▸ **What is needed**: Please count the lines below that contain the word "Generate", and reply with that number alone.

▸ **Material to process**:
::::

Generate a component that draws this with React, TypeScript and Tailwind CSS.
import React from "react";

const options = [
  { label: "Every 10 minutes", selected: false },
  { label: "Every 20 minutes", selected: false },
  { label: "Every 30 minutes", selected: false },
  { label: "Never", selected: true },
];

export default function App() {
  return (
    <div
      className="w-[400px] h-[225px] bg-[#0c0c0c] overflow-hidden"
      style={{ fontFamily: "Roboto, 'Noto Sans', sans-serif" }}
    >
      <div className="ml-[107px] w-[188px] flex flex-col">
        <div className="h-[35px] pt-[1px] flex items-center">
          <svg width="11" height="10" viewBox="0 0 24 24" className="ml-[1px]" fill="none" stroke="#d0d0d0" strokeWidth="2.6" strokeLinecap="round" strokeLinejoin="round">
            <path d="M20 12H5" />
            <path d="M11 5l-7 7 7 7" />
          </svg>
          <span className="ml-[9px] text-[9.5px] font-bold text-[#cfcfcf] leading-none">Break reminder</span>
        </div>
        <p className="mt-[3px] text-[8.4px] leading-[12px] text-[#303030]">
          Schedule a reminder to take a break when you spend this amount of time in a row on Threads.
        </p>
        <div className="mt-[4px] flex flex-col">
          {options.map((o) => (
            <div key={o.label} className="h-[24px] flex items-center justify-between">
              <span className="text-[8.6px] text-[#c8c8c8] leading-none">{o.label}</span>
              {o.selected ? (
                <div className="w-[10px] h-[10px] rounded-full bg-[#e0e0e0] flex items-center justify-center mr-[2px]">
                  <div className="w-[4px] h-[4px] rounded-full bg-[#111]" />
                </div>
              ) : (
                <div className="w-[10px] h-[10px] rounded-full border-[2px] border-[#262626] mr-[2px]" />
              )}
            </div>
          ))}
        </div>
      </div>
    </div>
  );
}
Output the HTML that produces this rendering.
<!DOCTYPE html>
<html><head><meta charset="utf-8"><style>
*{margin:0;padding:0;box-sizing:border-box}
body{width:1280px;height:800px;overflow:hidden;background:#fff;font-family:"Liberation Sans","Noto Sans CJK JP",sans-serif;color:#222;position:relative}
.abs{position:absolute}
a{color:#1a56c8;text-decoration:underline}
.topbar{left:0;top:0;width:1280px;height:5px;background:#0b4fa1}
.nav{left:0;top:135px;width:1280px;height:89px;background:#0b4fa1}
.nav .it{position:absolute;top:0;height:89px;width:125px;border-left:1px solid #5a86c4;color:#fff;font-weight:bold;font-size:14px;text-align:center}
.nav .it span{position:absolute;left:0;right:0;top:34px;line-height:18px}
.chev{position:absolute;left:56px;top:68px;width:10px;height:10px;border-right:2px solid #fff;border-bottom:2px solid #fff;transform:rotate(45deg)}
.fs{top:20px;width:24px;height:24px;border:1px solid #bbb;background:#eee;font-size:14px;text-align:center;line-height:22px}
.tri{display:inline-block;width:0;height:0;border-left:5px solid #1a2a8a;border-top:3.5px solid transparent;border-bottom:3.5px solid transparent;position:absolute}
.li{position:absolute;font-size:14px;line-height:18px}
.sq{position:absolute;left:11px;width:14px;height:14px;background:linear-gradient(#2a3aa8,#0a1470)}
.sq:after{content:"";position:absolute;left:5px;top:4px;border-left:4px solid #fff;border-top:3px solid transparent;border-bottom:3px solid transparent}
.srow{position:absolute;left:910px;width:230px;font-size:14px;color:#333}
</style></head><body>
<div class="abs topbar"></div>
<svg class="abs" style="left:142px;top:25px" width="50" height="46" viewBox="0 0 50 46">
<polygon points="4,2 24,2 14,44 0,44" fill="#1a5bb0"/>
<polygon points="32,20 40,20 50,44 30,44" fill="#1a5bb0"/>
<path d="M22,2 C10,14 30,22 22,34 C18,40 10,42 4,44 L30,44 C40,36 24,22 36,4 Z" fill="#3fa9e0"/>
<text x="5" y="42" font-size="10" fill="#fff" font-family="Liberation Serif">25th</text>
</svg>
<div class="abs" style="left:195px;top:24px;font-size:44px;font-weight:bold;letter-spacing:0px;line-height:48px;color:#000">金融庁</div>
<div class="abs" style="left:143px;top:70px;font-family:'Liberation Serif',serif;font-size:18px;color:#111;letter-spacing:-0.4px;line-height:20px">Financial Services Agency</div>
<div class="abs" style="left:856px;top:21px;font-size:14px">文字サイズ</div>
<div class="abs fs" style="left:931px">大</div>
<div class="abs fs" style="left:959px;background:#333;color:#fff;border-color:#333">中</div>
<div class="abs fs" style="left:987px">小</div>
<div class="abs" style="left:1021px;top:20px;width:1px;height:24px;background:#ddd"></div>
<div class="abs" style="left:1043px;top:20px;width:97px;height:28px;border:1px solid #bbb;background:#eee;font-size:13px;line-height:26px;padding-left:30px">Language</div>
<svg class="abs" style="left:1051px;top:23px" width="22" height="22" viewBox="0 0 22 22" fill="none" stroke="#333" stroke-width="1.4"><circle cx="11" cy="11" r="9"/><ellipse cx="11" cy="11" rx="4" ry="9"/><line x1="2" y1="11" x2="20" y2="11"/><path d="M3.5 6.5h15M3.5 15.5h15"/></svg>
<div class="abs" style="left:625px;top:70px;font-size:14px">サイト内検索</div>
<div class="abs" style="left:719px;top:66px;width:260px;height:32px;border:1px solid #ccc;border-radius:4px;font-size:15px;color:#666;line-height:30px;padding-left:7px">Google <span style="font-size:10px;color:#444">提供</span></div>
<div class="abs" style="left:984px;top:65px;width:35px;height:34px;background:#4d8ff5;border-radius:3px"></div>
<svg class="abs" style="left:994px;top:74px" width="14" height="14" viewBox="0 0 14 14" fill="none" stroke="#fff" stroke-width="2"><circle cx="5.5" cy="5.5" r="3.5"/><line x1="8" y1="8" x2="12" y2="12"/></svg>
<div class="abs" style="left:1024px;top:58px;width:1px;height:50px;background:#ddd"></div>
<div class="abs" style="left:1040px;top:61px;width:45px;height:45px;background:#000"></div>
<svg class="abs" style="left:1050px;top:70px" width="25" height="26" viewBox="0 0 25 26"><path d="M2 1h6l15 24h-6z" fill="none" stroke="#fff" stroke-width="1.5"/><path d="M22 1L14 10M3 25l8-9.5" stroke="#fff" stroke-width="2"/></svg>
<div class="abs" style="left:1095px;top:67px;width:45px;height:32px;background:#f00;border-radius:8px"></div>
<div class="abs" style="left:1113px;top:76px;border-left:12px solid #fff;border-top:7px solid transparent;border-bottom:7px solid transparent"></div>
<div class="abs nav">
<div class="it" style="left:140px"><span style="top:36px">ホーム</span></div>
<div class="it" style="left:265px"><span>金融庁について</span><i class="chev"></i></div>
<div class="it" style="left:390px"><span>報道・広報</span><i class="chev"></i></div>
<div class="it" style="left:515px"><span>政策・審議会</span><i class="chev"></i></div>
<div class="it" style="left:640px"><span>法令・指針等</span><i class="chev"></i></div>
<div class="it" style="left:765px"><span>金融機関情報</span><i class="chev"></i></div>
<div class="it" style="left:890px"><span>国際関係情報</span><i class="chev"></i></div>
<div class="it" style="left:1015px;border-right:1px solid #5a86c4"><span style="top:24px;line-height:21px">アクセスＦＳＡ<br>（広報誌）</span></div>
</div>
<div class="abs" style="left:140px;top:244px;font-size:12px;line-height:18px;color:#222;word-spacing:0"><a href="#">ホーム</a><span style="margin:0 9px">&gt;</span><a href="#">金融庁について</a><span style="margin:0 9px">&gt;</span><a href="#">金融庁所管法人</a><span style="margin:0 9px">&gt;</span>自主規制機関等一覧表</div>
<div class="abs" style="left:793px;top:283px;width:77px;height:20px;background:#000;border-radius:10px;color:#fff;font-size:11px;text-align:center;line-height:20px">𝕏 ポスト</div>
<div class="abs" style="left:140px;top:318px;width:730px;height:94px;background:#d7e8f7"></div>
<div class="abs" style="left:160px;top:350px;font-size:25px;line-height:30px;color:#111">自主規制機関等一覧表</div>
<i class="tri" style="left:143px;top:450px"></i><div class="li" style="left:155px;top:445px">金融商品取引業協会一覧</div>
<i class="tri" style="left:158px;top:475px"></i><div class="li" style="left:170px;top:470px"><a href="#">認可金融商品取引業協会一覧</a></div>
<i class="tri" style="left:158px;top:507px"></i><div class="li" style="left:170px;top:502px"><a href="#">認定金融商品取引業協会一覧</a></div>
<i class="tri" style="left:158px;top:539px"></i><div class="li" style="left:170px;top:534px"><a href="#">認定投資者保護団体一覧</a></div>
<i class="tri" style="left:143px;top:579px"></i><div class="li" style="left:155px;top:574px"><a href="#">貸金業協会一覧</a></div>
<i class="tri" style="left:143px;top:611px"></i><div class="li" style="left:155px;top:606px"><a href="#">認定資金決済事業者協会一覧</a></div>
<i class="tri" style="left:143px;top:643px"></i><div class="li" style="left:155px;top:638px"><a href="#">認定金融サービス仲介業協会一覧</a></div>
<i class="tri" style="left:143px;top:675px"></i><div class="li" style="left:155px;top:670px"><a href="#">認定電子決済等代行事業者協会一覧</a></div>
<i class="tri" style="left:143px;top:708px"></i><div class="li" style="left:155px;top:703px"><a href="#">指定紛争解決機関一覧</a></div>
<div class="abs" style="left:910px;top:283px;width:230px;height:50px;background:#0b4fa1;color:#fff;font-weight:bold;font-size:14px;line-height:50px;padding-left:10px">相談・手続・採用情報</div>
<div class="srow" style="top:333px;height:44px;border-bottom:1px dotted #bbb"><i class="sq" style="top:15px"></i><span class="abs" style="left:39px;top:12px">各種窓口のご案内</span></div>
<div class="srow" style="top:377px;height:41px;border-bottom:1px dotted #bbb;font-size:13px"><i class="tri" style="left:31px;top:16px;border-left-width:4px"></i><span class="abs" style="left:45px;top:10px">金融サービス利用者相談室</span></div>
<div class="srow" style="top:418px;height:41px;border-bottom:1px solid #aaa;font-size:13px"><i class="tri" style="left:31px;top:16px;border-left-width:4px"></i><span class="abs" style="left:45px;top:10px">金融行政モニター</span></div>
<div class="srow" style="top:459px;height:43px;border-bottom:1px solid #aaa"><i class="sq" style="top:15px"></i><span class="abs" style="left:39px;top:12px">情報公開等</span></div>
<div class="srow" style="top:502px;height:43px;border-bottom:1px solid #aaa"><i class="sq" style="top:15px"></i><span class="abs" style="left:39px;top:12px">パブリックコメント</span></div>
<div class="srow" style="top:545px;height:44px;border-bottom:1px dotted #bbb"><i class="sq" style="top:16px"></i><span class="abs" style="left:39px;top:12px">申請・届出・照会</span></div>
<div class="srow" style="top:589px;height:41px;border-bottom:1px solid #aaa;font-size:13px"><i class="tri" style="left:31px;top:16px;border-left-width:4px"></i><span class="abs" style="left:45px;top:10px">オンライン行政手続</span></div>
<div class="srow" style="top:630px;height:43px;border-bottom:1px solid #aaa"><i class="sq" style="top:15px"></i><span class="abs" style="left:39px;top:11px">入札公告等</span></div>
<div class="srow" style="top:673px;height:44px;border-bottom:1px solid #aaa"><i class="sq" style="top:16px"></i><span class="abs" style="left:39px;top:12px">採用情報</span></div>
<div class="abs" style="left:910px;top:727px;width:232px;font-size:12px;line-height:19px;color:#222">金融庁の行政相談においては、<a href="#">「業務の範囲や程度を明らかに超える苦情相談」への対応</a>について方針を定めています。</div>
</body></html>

::::

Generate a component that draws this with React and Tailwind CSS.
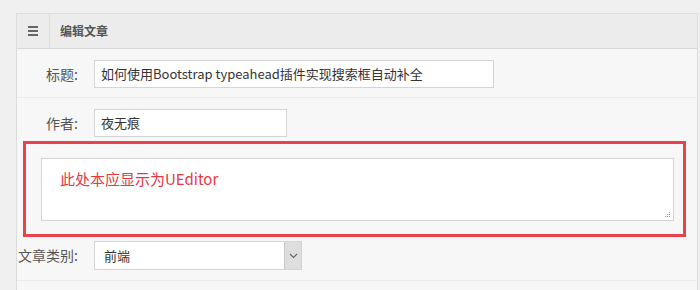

::::

▸ **Output below**: 2